RBI introduces incremental CRR to manage excess liquidity in banking system
The Reserve Bank of India (RBI) has introduced an incremental Cash Reserve Ratio (CRR) of 100% for fortnight to absorb excess liquidity in the banking system following demonetisation.
CRR is the proportion of deposits that banks have to keep as cash with the RBI (or the central bank). Banks do not earn any interest on CRR balances kept with the RBI.
What RBI decision says?
- Banks have to maintain 100% CRR for incremental deposits they received between September 16, 2016 and November 11, 2016.
- The incremental CRR requirement will be temporary measure and it is within RBI’s ‘liquidity management framework’.
- However, overall CRR requirement will stay at 4%. The incremental CRR will be reviewed on December 9, 2016 or even earlier.

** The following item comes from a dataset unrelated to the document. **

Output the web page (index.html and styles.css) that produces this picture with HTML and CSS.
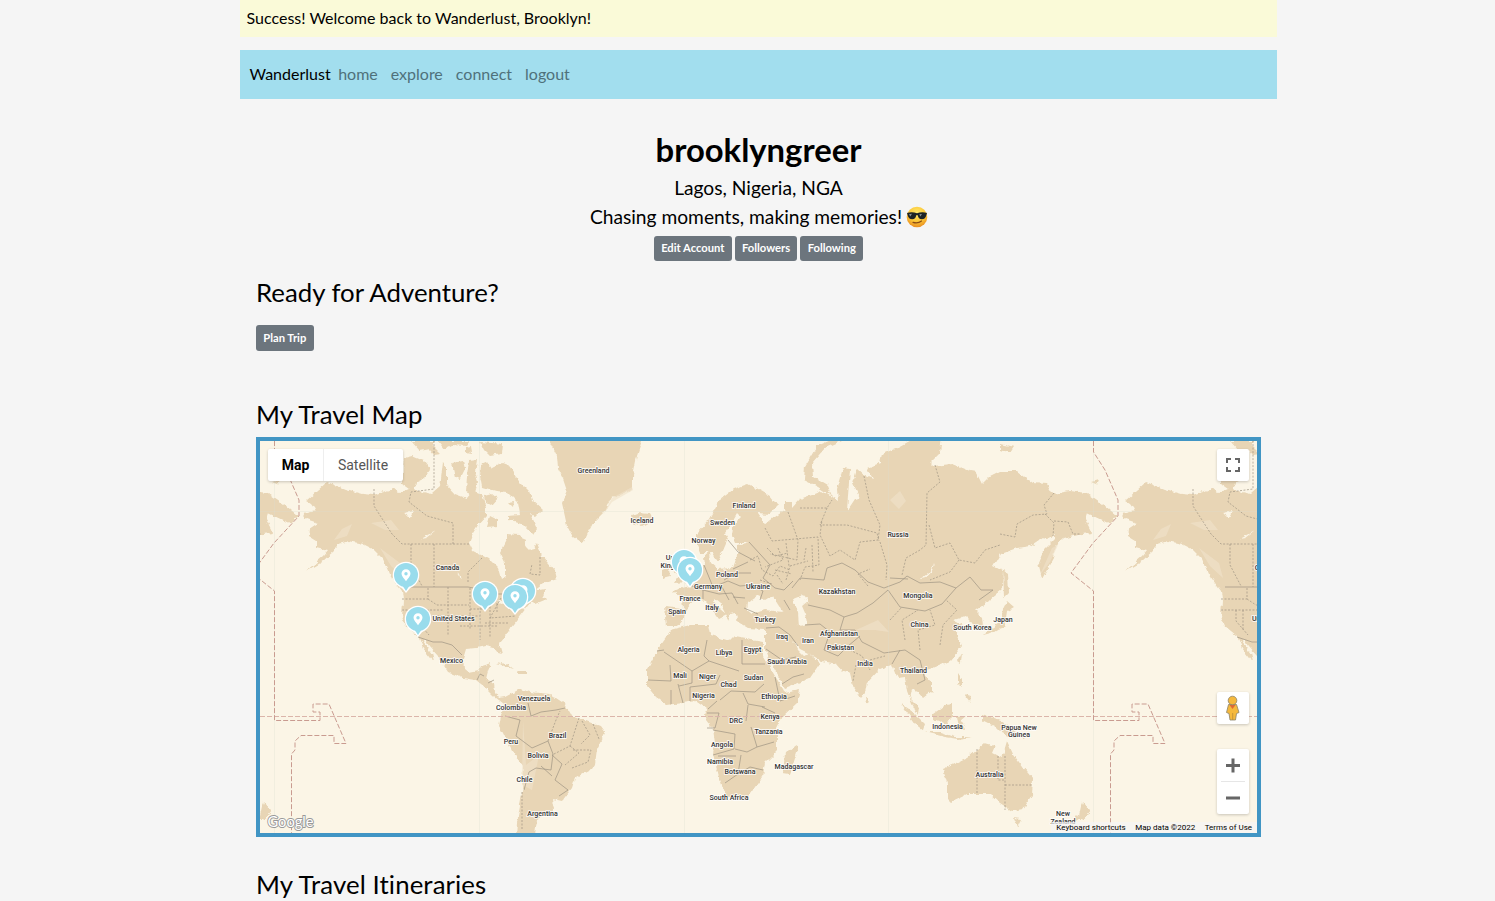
FILE: index.html
```html
<!DOCTYPE html>
<html lang="en">
<head>
<meta charset="utf-8">
<title>Wanderlust</title>
<link rel="stylesheet" href="styles.css">
</head>
<body>
<div class="container">
  <div class="flash">Success! Welcome back to Wanderlust, Brooklyn!</div>
  <nav class="nav"><a class="brand">Wanderlust</a><a>home</a><a>explore</a><a>connect</a><a>logout</a></nav>
  <main class="content">
    <header class="profile">
      <h1>brooklyngreer</h1>
      <p>Lagos, Nigeria, NGA</p>
      <p class="bio">Chasing moments, making memories!
        <svg class="emoji" viewBox="0 0 22 22"><defs><radialGradient id="face" cx=".5" cy=".3" r=".7"><stop offset="0" stop-color="#ffe96b"/><stop offset=".6" stop-color="#fbc535"/><stop offset="1" stop-color="#e98d20"/></radialGradient></defs><circle cx="11" cy="11" r="10.3" fill="url(#face)"/><path d="M1 7Q6 5.5 11 7.3Q16 5.5 21 7L20.4 9Q19.5 13.2 15.8 13.2Q12.3 13 11.8 9.2H10.2Q9.700 13 6.200 13.200Q2.500 13.200 1.600 9Z" fill="#1d2325"/><path d="M3 8.200L6 7.800L4.300 10.500ZM13.300 8.300L16 7.900L14.300 10.500Z" fill="#8b9396"/><path d="M7 16.300Q12 17.700 15.500 15" fill="none" stroke="#8b4b14" stroke-width="1.200" stroke-linecap="round"/></svg></p>
      <div class="buttons"><button class="btn">Edit Account</button><button class="btn">Followers</button><button class="btn">Following</button></div>
    </header>
    <h2 class="ready">Ready for Adventure?</h2>
    <button class="btn plan">Plan Trip</button>
    <h2 class="maptitle">My Travel Map</h2>
    <section class="map">
      <svg class="world" viewBox="260 441 997 392">
        <defs>
          <filter id="coast" x="-5%" y="-5%" width="110%" height="110%"><feTurbulence type="fractalNoise" baseFrequency=".16" numOctaves="3" seed="4"/><feDisplacementMap in="SourceGraphic" scale="5" xChannelSelector="R" yChannelSelector="G"/></filter>
          <g id="land">
            <g class="land" filter="url(#coast)">
              <path d="M327 482L345 489 363 494 373 495 384 492 393 488 399 493 409 489 402 484 404 458 412 456 424 461 431 470 424 479 416 483 414 490 432 494 440 487 443 462 447 468 447 485 455 494 466 498 472 491 482 495 486 508 486 516 478 525 473 533 469 543 473 551 489 559 498 568 501 579 505 576 505 563 500 553 507 539 507 533 520 534 527 546 532 551 537 543 542 556 555 571 557 579 543 584 534 591 546 589 543 596 547 599 535 604 530 603 520 616 510 629 505 636 499 643 502 654 498 653 494 648 486 646 476 648 466 649 463 659 464 669 469 673 479 671 481 666 491 663 488 671 486 679 494 683 495 693 499 698 505 697 520 689 530 692 550 694 565 704 572 716 600 726 605 733 597 749 595 764 592 769 575 778 572 788 562 801 553 799 555 809 537 819 535 836 516 836 517 823 522 793 523 766 513 753 503 733 499 726 501 716 504 704 494 696 486 688 476 680 463 678 448 672 443 664 438 656 429 646 424 638 423 641 432 654 434 662 423 648 418 636 406 626 402 616 403 599 402 591 396 583 389 573 383 559 373 549 363 544 349 541 339 544 334 551 323 561 306 571 324 556 328 551 316 548 316 541 308 536 309 529 318 523 306 519 303 514 316 511 311 504 306 501Z"/>
              <path d="M411 441L435 441 430 449 420 451ZM438 441L470 441 466 446 452 445 444 449ZM480 442L503 444 502 454 490 456 484 450ZM466 448L471 447 472 453 466 452ZM452 463L463 461 465 469 460 479 455 477ZM469 461L477 460 475 471 478 482 474 496 466 492 467 476ZM481 465L488 462 492 468 502 463 510 466 518 480 529 491 532 500 543 510 536 517 530 514 537 529 533 535 522 524 508 520 508 515 520 514 518 503 507 492 496 491 482 487 480 476ZM484 496L492 494 497 498 491 505 485 502ZM490 516L498 520 498 526 487 527ZM508 502L514 501 513 507ZM426 445L430 443 441 454 434 455Z"/>
              <path d="M548 437L557 456 558 469 563 479 567 491 562 503 567 526 573 537 583 544 588 533 593 523 603 513 610 499 633 489 633 476 637 456 643 437Z"/>
              <path d="M631 515L637 513 650 514 653 520 642 526 633 523ZM672 561L680 552 686 556 685 566 695 576 690 582 674 583 679 575 672 570ZM662 571L669 568 670 577 662 579Z"/>
              <path d="M665 606L683 608 682 599 673 591 682 588 690 586 693 578 700 569 705 566 704 556 709 552 710 563 717 569 733 568 737 556 737 546 750 543 735 543 732 536 733 526 741 518 737 514 730 526 725 533 728 539 722 553 717 561 712 553 700 553 697 546 697 533 710 519 720 499 733 489 748 484 770 496 778 506 770 514 757 513 765 524 775 516 785 509 785 501 792 501 792 508 800 499 822 491 838 501 837 489 843 468 850 469 848 496 847 511 855 499 860 498 853 483 857 469 865 476 873 479 867 468 880 463 882 454 897 448 917 437 942 437 940 453 930 463 933 466 953 464 970 471 976 472 982 484 990 476 1000 471 1017 471 1033 483 1047 484 1053 494 1070 491 1087 493 1103 504 1117 516 1110 524 1087 513 1085 519 1092 533 1082 534 1063 539 1055 546 1053 559 1042 579 1038 563 1043 551 1055 539 1055 534 1047 539 1042 538 1030 546 1017 548 1000 554 993 566 1003 571 1002 590 990 600 975 611 982 618 983 627 976 629 970 620 966 616 954 620 963 625 956 631 962 646 950 661 933 668 922 671 932 683 932 691 923 698 917 691 912 689 910 698 919 707 918 714 912 704 907 691 905 678 898 679 892 664 880 669 867 683 865 693 861 698 853 686 850 673 843 671 837 664 822 661 808 653 800 649 793 641 797 650 803 656 810 654 820 663 810 678 785 688 782 683 770 661 765 649 765 629 748 628 738 622 735 612 730 613 729 621 725 613 720 603 715 599 713 603 727 615 719 619 708 604 703 599 693 601 687 609 683 619 677 626 667 626Z"/>
              <path d="M663 641L671 630 690 625 708 625 710 635 730 641 735 636 763 641 763 656 775 676 783 689 785 693 800 690 797 703 783 716 777 728 777 751 765 763 763 776 750 794 742 798 727 798 722 786 715 763 713 753 715 743 713 729 707 721 705 714 707 708 697 701 667 705 655 696 647 686 647 669 657 651Z"/>
              <path d="M836 438L817 446 805 466 804 480 818 487 832 496 828 486 813 477 812 463 825 448 841 441ZM785 753L797 744 798 749 790 774 783 773ZM865 697L869 702 866 704ZM1003 569L1008 573 1009 593 1004 598ZM1003 609L1007 601 1014 607 1007 611 1005 625 991 634 983 636 990 629 1001 622ZM958 673L962 679 962 687 958 683ZM964 694L971 696 970 702ZM962 653L961 663 958 661ZM1001 444L1014 447 1010 453 1001 450ZM1091 482L1098 480 1096 484Z"/>
              <path d="M901 704L913 712 925 724 923 730 915 724ZM925 732L940 732 955 737 973 737 958 739 945 737ZM933 714L947 704 952 703 952 716 947 724 933 719ZM956 717L966 716 960 721 965 729 958 729ZM982 714L1000 720 1012 729 1025 739 1014 738 1002 733 996 727 982 720Z"/>
              <path d="M943 769L967 758 977 749 984 743 995 746 992 753 1002 758 1007 741 1013 754 1022 766 1033 779 1032 796 1023 809 1012 811 1000 803 990 794 967 794 950 802 947 799 947 783ZM1013 818L1021 819 1017 827ZM1082 802L1090 811 1083 820 1078 820ZM1077 816L1080 819 1067 828ZM497 662L508 665 514 669 503 666ZM517 671L528 671 528 674 519 674Z"/>
            </g>
            <g class="sea" filter="url(#coast)">
              <path d="M748 602L757 596 765 600 773 595 778 604 783 612 765 610 752 614 747 610ZM793 599L803 595 808 601 802 606 805 613 807 624 799 626 798 613ZM404 513L414 511 411 517ZM421 539L436 531 427 538ZM920 578Q930 575 934 563 932 578 920 578ZM489 591L498 594 492 597ZM497 599L508 603 502 604ZM457 571L462 579 459 577Z"/>
            </g>
            <g class="relief"><path d="M334 540L342 529 352 524 347 536ZM371 523L391 520 399 530 385 530ZM380 548L400 563 404 578 391 566ZM856 630L878 620 889 632 875 630ZM890 500L900 491 906 501 899 509ZM523 720L526 765 539 755 532 790 522 785ZM1040 575L1052 548 1058 545 1050 562ZM603 515L612 498 632 487 633 490 612 502Z"/></g>
            <g class="border">
              <path class="solid" d="M406 587H468L479 589 490 594 505 594 511 585 525 583"/>
              <path d="M374 489V506L383 520 392 534 402 544H469M411 544V565L422 586M434 544V587M453 544V523L427 516 409 502 411 492 434 489V441M468 582V572L482 558M402 599H428V587M402 610H444M424 610V630M417 610V621L429 635M428 599L437 605H469M448 587V635M470 588V629M437 616H480M480 597V640M490 603V638M501 598L490 618 516 616M485 623H508M540 557V575L530 574 532 564M460 626H497M470 609H486M497 603V612"/>
              <path class="solid" d="M418 637L433 642 442 642 452 645 462 655M477 680L480 674 484 676M488 683L494 680"/>
              <path class="solid" d="M505 716L520 720 516 736 532 748 548 741 553 754 551 770 536 768 529 772 524 790M528 703L531 716 541 712 556 710 565 708M552 755L562 764 555 780 568 790 559 796M541 766L552 776"/>
              <path d="M548 741L556 720 560 711M579 718L570 746 552 755M570 746L579 753 565 765M582 721L590 735 581 744M593 724L599 739M573 750L591 750 588 762 572 768M522 792V830"/>
              <path class="solid" d="M664 652L692 671 709 661 739 671M657 651L664 650M707 640L704 656 709 661M742 640V664H765M648 680L671 681 670 665M692 671V683L679 686M671 690L671 704M678 684L683 703M690 701V687L716 684 720 675M720 700L731 691 755 692 764 684M717 701L708 709M743 693L748 704 765 707M748 705L746 721M707 713H719L715 728H707M713 730L735 734 734 749 713 755M735 749L747 752 757 747 751 727M741 755L738 774 725 783M738 774L750 767 763 770M757 747L774 742M775 677L780 701 795 696M736 756L718 756M762 707L775 713"/>
              <path class="solid" d="M749 542L760 554 770 565 763 578 775 588 784 590 793 581M728 540L738 552 755 561M704 565L713 587 728 581 740 586 752 585M692 586L703 590 703 599M703 590L719 594 732 593 738 604M724 580L736 573 751 573M733 569L748 562M752 585L763 591 760 600M744 608L758 614M784 600L790 610M766 628L779 627 790 635 798 646M805 625L820 624 830 632 824 650 838 656 848 646 860 636M782 684L793 677 804 674M766 649L782 660 796 657M722 587L729 600M733 597L745 598"/>
              <path class="solid" d="M792 588L800 578 824 580 827 568 842 563 855 570 868 582 884 588 900 582 907 576 920 583 940 582 956 588 942 604 925 611 900 607 888 590 873 603 857 613 844 617 830 610 808 605M908 579L890 578M956 588L970 577 981 590 993 590 979 600M844 617L840 630 855 630 862 642 884 653 905 650 920 660 925 680 917 684M892 664L900 650"/>
              <path d="M800 508L827 508 832 500M827 508L820 525 847 525 877 533 879 541M864 476L869 500 880 525 878 540 860 542 855 560 840 550 830 556 820 535 822 520M788 512L798 540 797 560 770 554M765 528L772 541 818 537 819 565 805 567 800 580M778 548L783 560 765 567M775 570L792 574M935 465L940 482 927 493 926 545 920 550 906 558 902 575M929 525L935 548 950 543 959 560 975 563 985 550 1000 545M959 560L950 572 930 580M880 542L887 565 886 580M850 650L862 656 870 670M870 660L885 656M856 665L853 681M890 620L902 607M905 640L902 620 918 610M920 650L918 630 935 625 930 610M940 645L943 625 957 610 946 600M1054 493L1044 505 1047 514 1033 515 1017 524 1015 537 1000 534M1045 514L1054 523 1053 536M1054 521L1068 522 1073 534 1080 534"/>
              <path d="M977 749V794M1005 756V810M1005 785H1033M998 756V780H1005M750 560L758 556 762 570 773 576 780 566 790 570M760 580L772 584M786 580L790 566M790 566L808 561M868 586L858 574 870 569M767 548L775 556 788 553M777 575L783 584M806 548L804 560M812 545L813 572M786 543L789 566"/>
            </g>
          </g>
          <g id="dateline"><path class="date" d="M1093.500 441V452L1105 470 1118 500V516L1093 543 1071 573 1093.500 591V720.500H1139V712H1132V704H1148L1165 743.500H1153V735.500H1120L1114 741V750L1110.500 754V833"/></g>
          <g id="pin"><path d="M-5 12L0 18 5 12Z" fill="#fff"/><circle r="13.300" fill="#fff"/><path d="M-4 10L0 16 4 10Z"/><circle r="12"/><path d="M0 6.200C-1.700 3.400-4.500 1.300-4.500-1.300A4.500 4.500 0 0 1 4.500-1.300C4.500 1.300 1.700 3.400 0 6.200Z" fill="#fff"/><circle cy="-1.300" r="1.700"/></g>
        </defs>
        <use href="#land"/><use href="#land" x="-819"/><use href="#land" x="819"/>
        <path class="grid" d="M260 511.500H1257M274.500 441V833M479.500 441V833M684.500 441V833M888.500 441V833M1093.500 441V833"/>
        <path class="date equator" d="M260 716.500H1257"/>
        <use href="#dateline"/><use href="#dateline" x="-819"/>
        <g class="labels">
          <text x="593.500" y="473">Greenland</text><text x="642" y="523">Iceland</text><text x="744" y="508">Finland</text><text x="722.500" y="525">Sweden</text><text x="703.500" y="543">Norway</text><text x="898" y="536.500">Russia</text><text x="447.500" y="570">Canada</text><text x="453.500" y="620.500">United States</text><text x="451.500" y="663">Mexico</text><text x="676" y="560">United</text><text x="674.500" y="567.500">Kingdom</text><text x="727" y="576.500">Poland</text><text x="708" y="588.500">Germany</text><text x="758" y="588.500">Ukraine</text><text x="690" y="600.500">France</text><text x="712" y="609.500">Italy</text><text x="677" y="614">Spain</text><text x="765" y="622">Turkey</text><text x="837" y="593.500">Kazakhstan</text><text x="918" y="598">Mongolia</text><text x="919.500" y="627">China</text><text x="972.500" y="630">South Korea</text><text x="1003" y="622">Japan</text><text x="839" y="635.500">Afghanistan</text><text x="782" y="639">Iraq</text><text x="808" y="643">Iran</text><text x="840.500" y="650">Pakistan</text><text x="865" y="665.500">India</text><text x="913.500" y="672.500">Thailand</text><text x="688.500" y="652">Algeria</text><text x="724" y="655">Libya</text><text x="752.500" y="652">Egypt</text><text x="787" y="664">Saudi Arabia</text><text x="680" y="677.500">Mali</text><text x="707.500" y="678.500">Niger</text><text x="753.500" y="680">Sudan</text><text x="728.500" y="687">Chad</text><text x="703.500" y="697.500">Nigeria</text><text x="774" y="699">Ethiopia</text><text x="770" y="718.500">Kenya</text><text x="736" y="723">DRC</text><text x="768.500" y="733.500">Tanzania</text><text x="722" y="747">Angola</text><text x="720" y="764">Namibia</text><text x="740" y="773.500">Botswana</text><text x="794" y="768.500">Madagascar</text><text x="729" y="800">South Africa</text><text x="534" y="700.500">Venezuela</text><text x="511" y="710">Colombia</text><text x="557.500" y="738">Brazil</text><text x="511" y="744">Peru</text><text x="538" y="757.500">Bolivia</text><text x="524.500" y="782">Chile</text><text x="542.500" y="816">Argentina</text><text x="947.500" y="728.500">Indonesia</text><text x="1019" y="729.500">Papua New</text><text x="1019" y="737">Guinea</text><text x="989.500" y="777">Australia</text><text x="1063" y="816">New</text><text x="1063" y="823.500">Zealand</text><text x="1266.500" y="570">Canada</text><text x="1273" y="620.500">United States</text>
        </g>
        <g class="pins"><use href="#pin" x="406" y="575"/><use href="#pin" x="418" y="619"/><use href="#pin" x="485" y="594"/><use href="#pin" x="523" y="591"/><use href="#pin" x="515" y="597"/><use href="#pin" x="684" y="562"/><use href="#pin" x="690" y="570"/></g>
        <text class="google" x="267.500" y="827" textLength="46" lengthAdjust="spacingAndGlyphs">Google</text>
      </svg>
      <div class="types"><b>Map</b><span>Satellite</span></div>
      <div class="control full"><svg viewBox="0 0 32 32"><path d="M10 14V10H14M18 10H22V14M22 18V22H18M14 22H10V18"/></svg></div>
      <div class="control person"><svg viewBox="0 0 32 32"><path d="M11.500 12.500H19.500L22 20.500 19.500 21.500 18.500 28H13L12 21.500 9.500 20.500Z" fill="#f5b93d" stroke="#8c8369" stroke-width=".8"/><path d="M12.500 13H18.500L15.500 17Z" fill="#df6837"/><circle cx="15.500" cy="8.500" r="4.300" fill="#f5b93d" stroke="#8c8369" stroke-width=".8"/><path d="M15.700 21V28" stroke="#b98c38" stroke-width=".8"/></svg></div>
      <div class="control zoom"><svg viewBox="0 0 32 65"><path class="thick" d="M9 16.500H23M16 9.500V23.500M9 49H23"/><path class="divider" d="M4 32.500H28"/></svg></div>
      <div class="legal"><span>Keyboard shortcuts</span><span>Map data ©2022</span><span>Terms of Use</span></div>
    </section>
    <h2 class="itineraries">My Travel Itineraries</h2>
  </main>
</div>
</body>
</html>
```
FILE: styles.css
```css
*{box-sizing:border-box}
html,body{height:100%}
body{margin:0;background:#f5f5f5;color:#000;font-family:Lato,sans-serif;font-size:16px;font-variant-ligatures:none;overflow:hidden}
.container{width:1037px;margin-left:240px}
.flash{height:37px;padding:0 6.500px;line-height:35px;background:#fafad8}
.nav{height:49px;margin-top:13px;padding:0 0 2px 9.500px;display:flex;align-items:center;background:#a2deee}
.nav a{margin-right:13px;color:#4f717b}
.nav .brand{margin-right:7.500px;color:#000}
.content{padding:0 16px}
.profile{padding-top:29px;text-align:center}
h1,h2,p{margin:0}
h1{font-size:32.800px;line-height:44px;font-weight:700}
p{font-size:19.200px;line-height:29px}
.profile p:first-of-type{margin-top:1px}
.bio{display:flex;justify-content:center;align-items:center;gap:4px}
.emoji{width:22px;height:22px;margin-right:-1px}
.buttons{display:flex;justify-content:center;gap:3px;margin-top:5px}
.btn{height:25px;padding:0 7.300px 2px;border:0;border-radius:3px;background:#6c757d;color:#fff;font:700 11.200px Lato,sans-serif}
h2{font-size:25.800px;line-height:32px;font-weight:400}
.ready{margin-top:15px}
.plan{display:block;height:26px;margin-top:17px}
.maptitle{margin-top:47px}
.map{position:relative;height:400px;margin-top:7px;border:4px solid #4195c4;background:#fbf5e6;overflow:hidden;font-family:Roboto,sans-serif}
.world{display:block;width:997px;height:392px}
.land{fill:#e8d5b5}
.sea{fill:#fbf5e6}
.relief{fill:#efe2ca;opacity:.65}
.border{fill:none;stroke:#9d9482;stroke-width:.7;stroke-dasharray:2 1.500}
.border .solid{stroke-dasharray:none}
.grid{fill:none;stroke:#dcded0;stroke-opacity:.3}
.date{fill:none;stroke:#c99b90;stroke-width:1;stroke-dasharray:5 2}
.equator{stroke:#dbb5aa}
.labels{font:500 7px Roboto,sans-serif;text-anchor:middle;fill:#333;stroke:#fff;stroke-width:2px;stroke-opacity:.75;stroke-linejoin:round;paint-order:stroke}
.pins{fill:#99dcec}
.google{font:400 16px Lato,sans-serif;fill:#fff;stroke:#999;stroke-width:2px;paint-order:stroke}
.types,.control,.legal{position:absolute}
.types,.control{background:#fff;border-radius:2px;box-shadow:0 1px 3px rgba(0,0,0,.2)}
.types{left:8px;top:8px;display:flex;width:135px;height:32px;line-height:32px;font-size:14px}
.types b{width:56px;text-align:center;font-weight:700;border-right:1px solid #eee}
.types span{flex:1;padding-right:1px;text-align:center;color:#565656}
.control{right:8px;width:32px;height:32px}
.control svg{display:block;width:100%;height:100%}
.full{top:8px}
.full path{fill:none;stroke:#666;stroke-width:2}
.person{top:251px}
.zoom{top:308px;height:65px}
.thick{stroke:#666;stroke-width:3}
.divider{stroke:#e6e6e6}
.legal{right:0;bottom:0;display:flex;gap:9.500px;padding:0 5px;height:11px;line-height:11px;background:rgba(245,245,245,.7);font-size:8px;white-space:nowrap}
.itineraries{margin-top:31px;letter-spacing:.1px}
```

After Union Government announced demonization of old Rs. 500 and Rs. 1,000 notes on November 8, 2016, banks started depositing and exchanging those notes. The deposits in banks had swelled by Rs.3.24 lakh crore between September 16 and November 11, 2016. The last fortnight of September 2016 saw deposit mobilisation jump by Rs.3.5 lakh crore.
- It is intended to absorb a part of the surplus liquidity arising from the return of specified bank notes to the banking system.
- Thus, it leaves adequate liquidity with banks to meet the credit needs of the productive sectors of the economy
- It will only have a marginal impact on bank’s cost of funds since it was a temporary measure.